#### [Task instructions]
Extract the whole listing as it stands. Do not include the pictures.

>> start Data provided

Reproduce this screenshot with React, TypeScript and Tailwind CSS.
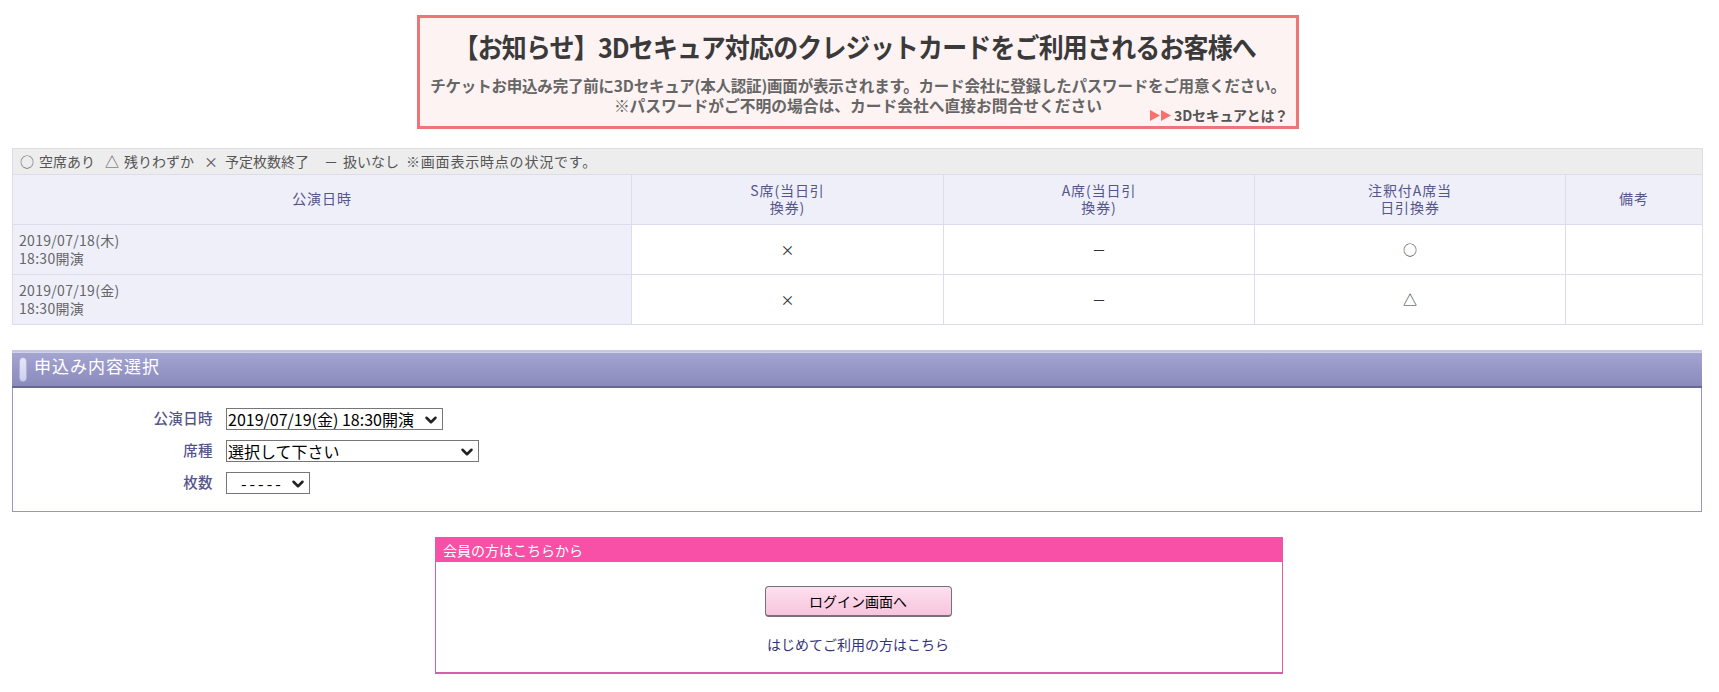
import React from "react";
import { ChevronDown } from "lucide-react";

const jp = "font-['Noto_Sans_CJK_JP','Noto_Sans',sans-serif]";
const th = "border border-[#dcdcec] bg-[#efeffa] text-[14px] leading-[17px] font-normal tracking-[0.9px] text-[#55558a] text-center align-middle pb-[2px]";
const td = "border border-[#dcdcec] bg-white text-[14px] text-[#333] text-center align-middle";
const dateTd = "border border-[#dcdcec] bg-[#efeffa] text-[14px] leading-[18px] tracking-[0.3px] text-[#666] text-left align-middle pl-[6px] pb-[2px]";
const label = "w-[200px] -mt-[3px] text-right text-[14.5px] font-medium text-[#55558a] tracking-[0.4px]";
const sel = "appearance-none h-[22px] border border-[#767676] bg-white text-black text-[16px] leading-[20px] rounded-none pl-[1px] pr-0";

function Row({ date, s, a, n }: { date: string; s: string; a: string; n: string }) {
  return (
    <tr className="h-[50px]">
      <td className={dateTd}>
        {date}
        <br />
        18:30開演
      </td>
      <td className={td}>{s}</td>
      <td className={td}>{a}</td>
      <td className={td}>{n}</td>
      <td className={td}></td>
    </tr>
  );
}

function Select({ width, text, extra }: { width: string; text: string; extra?: string }) {
  return (
    <span className="relative inline-flex">
      <select className={`${sel} ${width} ${extra ?? ""}`} defaultValue="a">
        <option value="a">{text}</option>
      </select>
      <ChevronDown size={18} strokeWidth={3.4} className="absolute right-[3px] top-[3px] text-[#222] pointer-events-none" />
    </span>
  );
}

export default function App() {
  return (
    <div className={`${jp} bg-white min-h-[692px] pl-3 pr-4 pt-[15px] pb-[18px]`}>
      <div className="ml-[405px] w-[882px] h-[114px] border-[3px] border-[#ee7575] bg-[#fdf3f3] text-[#3a3a3a] flex flex-col items-center">
        <div className="mt-[9px] -ml-[6px] text-[27px] leading-[40px] font-bold tracking-[-0.9px] whitespace-nowrap scale-x-[0.925]">
          【お知らせ】3Dセキュア対応のクレジットカードをご利用されるお客様へ
        </div>
        <div className="mt-[8px] text-[15.5px] leading-[20px] font-bold text-[#666] tracking-[-0.2px] whitespace-nowrap">
          チケットお申込み完了前に3Dセキュア(本人認証)画面が表示されます。カード会社に登録したパスワードをご用意ください。
        </div>
        <div className="relative mt-[1px] w-full text-center text-[15.75px] leading-[20px] font-bold text-[#666] whitespace-nowrap">
          ※パスワードがご不明の場合は、カード会社へ直接お問合せください
          <span className="absolute right-[8px] top-[10px] flex items-center text-[14px] leading-[18px] text-[#555] tracking-[-0.2px]">
            <svg width="24" height="13" viewBox="0 0 24 13" className="mr-[1px]">
              <path d="M1 1 L11 6.5 L1 12 Z M12 1 L22 6.5 L12 12 Z" fill="#f8716f" />
            </svg>
            3Dセキュアとは？
          </span>
        </div>
      </div>

      <table className="mt-[19px] w-[1690px] table-fixed border-collapse">
        <colgroup>
          <col className="w-[619px]" />
          <col className="w-[312px]" />
          <col className="w-[311px]" />
          <col className="w-[311px]" />
          <col className="w-[137px]" />
        </colgroup>
        <thead>
          <tr className="h-[26px]">
            <td colSpan={5} className="border border-[#dcdcec] bg-[#ededed] text-[14px] text-[#555] pl-[7px]">
              <div className="flex whitespace-nowrap">
                <span>○</span>
                <span className="ml-[5px]">空席あり</span>
                <span className="ml-[10px]">△</span>
                <span className="ml-[5px]">残りわずか</span>
                <span className="ml-[10px]">×</span>
                <span className="ml-[7px]">予定枚数終了</span>
                <span className="ml-[15px]">－</span>
                <span className="ml-[5px]">扱いなし</span>
                <span className="ml-[7px] tracking-[0.8px]">※画面表示時点の状況です。</span>
              </div>
            </td>
          </tr>
          <tr className="h-[50px]">
            <th className={th}>公演日時</th>
            <th className={th}>
              S席(当日引
              <br />
              換券)
            </th>
            <th className={th}>
              A席(当日引
              <br />
              換券)
            </th>
            <th className={th}>
              注釈付A席当
              <br />
              日引換券
            </th>
            <th className={th}>備考</th>
          </tr>
        </thead>
        <tbody>
          <Row date="2019/07/18(木)" s="×" a="－" n="○" />
          <Row date="2019/07/19(金)" s="×" a="－" n="△" />
        </tbody>
      </table>

      <section className="mt-[25px] w-[1690px]">
        <div className="h-[38px] border-t-[2px] border-b-[2px] border-t-[#c6c6e4] border-b-[#66669a] bg-gradient-to-b from-[#a5a5d2] to-[#8a8abc] flex items-center pl-[7px] pb-[7px] shadow-[inset_0_1px_0_#ffffff80]">
          <span className="w-[8px] h-[25px] mt-[7px] rounded-full bg-gradient-to-b from-[#e6e6f8] to-[#cfcff0] border border-[#b0b0d8]" />
          <span className="ml-[7px] text-[17px] text-white tracking-[1px]">申込み内容選択</span>
        </div>
        <div className="h-[124px] border border-t-0 border-[#9a95c4] pt-[20px] flex flex-col gap-[10px]">
          <div className="flex items-center gap-[13px]">
            <span className={label}>公演日時</span>
            <Select width="w-[217px]" text="2019/07/19(金) 18:30開演" />
          </div>
          <div className="flex items-center gap-[13px]">
            <span className={label}>席種</span>
            <Select width="w-[253px]" text="選択して下さい" extra="text-[15.5px]" />
          </div>
          <div className="flex items-center gap-[13px]">
            <span className={label}>枚数</span>
            <Select width="w-[84px]" text="-----" extra="pl-[14px] tracking-[3px]" />
          </div>
        </div>
      </section>

      <section className="mt-[25px] ml-[423px] w-[848px] h-[137px] border border-[#d660aa] border-b-2 flex flex-col items-center">
        <div className="w-full h-[24px] bg-[#f750a6] text-white text-[14px] leading-[24px] pl-[7px]">
          会員の方はこちらから
        </div>
        <button className="mt-[24px] -ml-[2px] w-[187px] h-[31px] rounded-[4px] border border-[#77707a] border-b-2 bg-gradient-to-b from-[#fde0ee] to-[#f8c4de] text-[14px] text-black">
          ログイン画面へ
        </button>
        <a className="mt-[18px] -ml-[2px] text-[14px] leading-[18px] text-[#33337a]">はじめてご利用の方はこちら</a>
      </section>
    </div>
  );
}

>> end Data provided

#### [Solution]
Reproduce this screenshot with React, TypeScript and Tailwind CSS.
import React from "react";
import { ChevronDown } from "lucide-react";

const jp = "font-['Noto_Sans_CJK_JP','Noto_Sans',sans-serif]";
const th = "border border-[#dcdcec] bg-[#efeffa] text-[14px] leading-[17px] font-normal tracking-[0.9px] text-[#55558a] text-center align-middle pb-[2px]";
const td = "border border-[#dcdcec] bg-white text-[14px] text-[#333] text-center align-middle";
const dateTd = "border border-[#dcdcec] bg-[#efeffa] text-[14px] leading-[18px] tracking-[0.3px] text-[#666] text-left align-middle pl-[6px] pb-[2px]";
const label = "w-[200px] -mt-[3px] text-right text-[14.5px] font-medium text-[#55558a] tracking-[0.4px]";
const sel = "appearance-none h-[22px] border border-[#767676] bg-white text-black text-[16px] leading-[20px] rounded-none pl-[1px] pr-0";

function Row({ date, s, a, n }: { date: string; s: string; a: string; n: string }) {
  return (
    <tr className="h-[50px]">
      <td className={dateTd}>
        {date}
        <br />
        18:30開演
      </td>
      <td className={td}>{s}</td>
      <td className={td}>{a}</td>
      <td className={td}>{n}</td>
      <td className={td}></td>
    </tr>
  );
}

function Select({ width, text, extra }: { width: string; text: string; extra?: string }) {
  return (
    <span className="relative inline-flex">
      <select className={`${sel} ${width} ${extra ?? ""}`} defaultValue="a">
        <option value="a">{text}</option>
      </select>
      <ChevronDown size={18} strokeWidth={3.4} className="absolute right-[3px] top-[3px] text-[#222] pointer-events-none" />
    </span>
  );
}

export default function App() {
  return (
    <div className={`${jp} bg-white min-h-[692px] pl-3 pr-4 pt-[15px] pb-[18px]`}>
      <div className="ml-[405px] w-[882px] h-[114px] border-[3px] border-[#ee7575] bg-[#fdf3f3] text-[#3a3a3a] flex flex-col items-center">
        <div className="mt-[9px] -ml-[6px] text-[27px] leading-[40px] font-bold tracking-[-0.9px] whitespace-nowrap scale-x-[0.925]">
          【お知らせ】3Dセキュア対応のクレジットカードをご利用されるお客様へ
        </div>
        <div className="mt-[8px] text-[15.5px] leading-[20px] font-bold text-[#666] tracking-[-0.2px] whitespace-nowrap">
          チケットお申込み完了前に3Dセキュア(本人認証)画面が表示されます。カード会社に登録したパスワードをご用意ください。
        </div>
        <div className="relative mt-[1px] w-full text-center text-[15.75px] leading-[20px] font-bold text-[#666] whitespace-nowrap">
          ※パスワードがご不明の場合は、カード会社へ直接お問合せください
          <span className="absolute right-[8px] top-[10px] flex items-center text-[14px] leading-[18px] text-[#555] tracking-[-0.2px]">
            <svg width="24" height="13" viewBox="0 0 24 13" className="mr-[1px]">
              <path d="M1 1 L11 6.5 L1 12 Z M12 1 L22 6.5 L12 12 Z" fill="#f8716f" />
            </svg>
            3Dセキュアとは？
          </span>
        </div>
      </div>

      <table className="mt-[19px] w-[1690px] table-fixed border-collapse">
        <colgroup>
          <col className="w-[619px]" />
          <col className="w-[312px]" />
          <col className="w-[311px]" />
          <col className="w-[311px]" />
          <col className="w-[137px]" />
        </colgroup>
        <thead>
          <tr className="h-[26px]">
            <td colSpan={5} className="border border-[#dcdcec] bg-[#ededed] text-[14px] text-[#555] pl-[7px]">
              <div className="flex whitespace-nowrap">
                <span>○</span>
                <span className="ml-[5px]">空席あり</span>
                <span className="ml-[10px]">△</span>
                <span className="ml-[5px]">残りわずか</span>
                <span className="ml-[10px]">×</span>
                <span className="ml-[7px]">予定枚数終了</span>
                <span className="ml-[15px]">－</span>
                <span className="ml-[5px]">扱いなし</span>
                <span className="ml-[7px] tracking-[0.8px]">※画面表示時点の状況です。</span>
              </div>
            </td>
          </tr>
          <tr className="h-[50px]">
            <th className={th}>公演日時</th>
            <th className={th}>
              S席(当日引
              <br />
              換券)
            </th>
            <th className={th}>
              A席(当日引
              <br />
              換券)
            </th>
            <th className={th}>
              注釈付A席当
              <br />
              日引換券
            </th>
            <th className={th}>備考</th>
          </tr>
        </thead>
        <tbody>
          <Row date="2019/07/18(木)" s="×" a="－" n="○" />
          <Row date="2019/07/19(金)" s="×" a="－" n="△" />
        </tbody>
      </table>

      <section className="mt-[25px] w-[1690px]">
        <div className="h-[38px] border-t-[2px] border-b-[2px] border-t-[#c6c6e4] border-b-[#66669a] bg-gradient-to-b from-[#a5a5d2] to-[#8a8abc] flex items-center pl-[7px] pb-[7px] shadow-[inset_0_1px_0_#ffffff80]">
          <span className="w-[8px] h-[25px] mt-[7px] rounded-full bg-gradient-to-b from-[#e6e6f8] to-[#cfcff0] border border-[#b0b0d8]" />
          <span className="ml-[7px] text-[17px] text-white tracking-[1px]">申込み内容選択</span>
        </div>
        <div className="h-[124px] border border-t-0 border-[#9a95c4] pt-[20px] flex flex-col gap-[10px]">
          <div className="flex items-center gap-[13px]">
            <span className={label}>公演日時</span>
            <Select width="w-[217px]" text="2019/07/19(金) 18:30開演" />
          </div>
          <div className="flex items-center gap-[13px]">
            <span className={label}>席種</span>
            <Select width="w-[253px]" text="選択して下さい" extra="text-[15.5px]" />
          </div>
          <div className="flex items-center gap-[13px]">
            <span className={label}>枚数</span>
            <Select width="w-[84px]" text="-----" extra="pl-[14px] tracking-[3px]" />
          </div>
        </div>
      </section>

      <section className="mt-[25px] ml-[423px] w-[848px] h-[137px] border border-[#d660aa] border-b-2 flex flex-col items-center">
        <div className="w-full h-[24px] bg-[#f750a6] text-white text-[14px] leading-[24px] pl-[7px]">
          会員の方はこちらから
        </div>
        <button className="mt-[24px] -ml-[2px] w-[187px] h-[31px] rounded-[4px] border border-[#77707a] border-b-2 bg-gradient-to-b from-[#fde0ee] to-[#f8c4de] text-[14px] text-black">
          ログイン画面へ
        </button>
        <a className="mt-[18px] -ml-[2px] text-[14px] leading-[18px] text-[#33337a]">はじめてご利用の方はこちら</a>
      </section>
    </div>
  );
}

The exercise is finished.